Southgate Athletic
- Full name: Southgate Athletic Football Club
- Founded: 1948
- Dissolved: 1997
- Ground: Tottenhall Sports Ground, Palmers Green
- Final season; 1996–97;: Middlesex County League Premier Division, 12th of 12

= Southgate Athletic F.C. =

Southgate Athletic Football Club was a football club based in Palmers Green, England.

==History==
Founded in May 1948 as Southgate Estate Athletic, entering the Wood Green & Southgate League. In 1951–52, the club entered the Northern Suburban Intermediate League, winning Division One. In 1962, the club dropped the "Estate" in their name, becoming Southgate Athletic. In 1971, Southgate joined the reserve section of the Metropolitan–London League, winning Division Two in their first season. Following a merger of the Metropolitan–London League and the Spartan League, Southgate became members of the intermediate section of the London Spartan League in 1975. Ahead of the 1985–86 season, Southgate were granted senior status, being promoted to the Premier Division in the same season.
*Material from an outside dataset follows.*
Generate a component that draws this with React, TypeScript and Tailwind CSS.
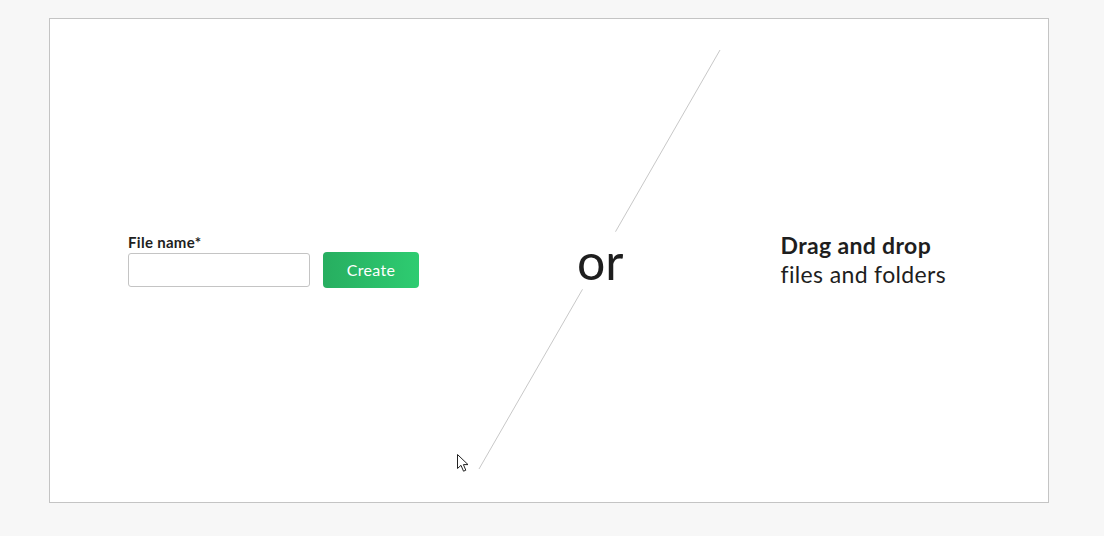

In 1987, the club entered the FA Vase for the first time, reaching the third round, before being knocked out by Northampton Spencer after a replay. In 1994, Southgate dropped down to the Middlesex County League. The club dissolved in 1997, after finishing bottom of the Middlesex County League Premier Division.

==Ground==
For the majority of the club's history, Southgate played at Tottenhall Sports Ground in Palmers Green. Before moving to Tottenhall Sports Ground, the club played at Bramley Sports Ground and Oakwood Park in Southgate.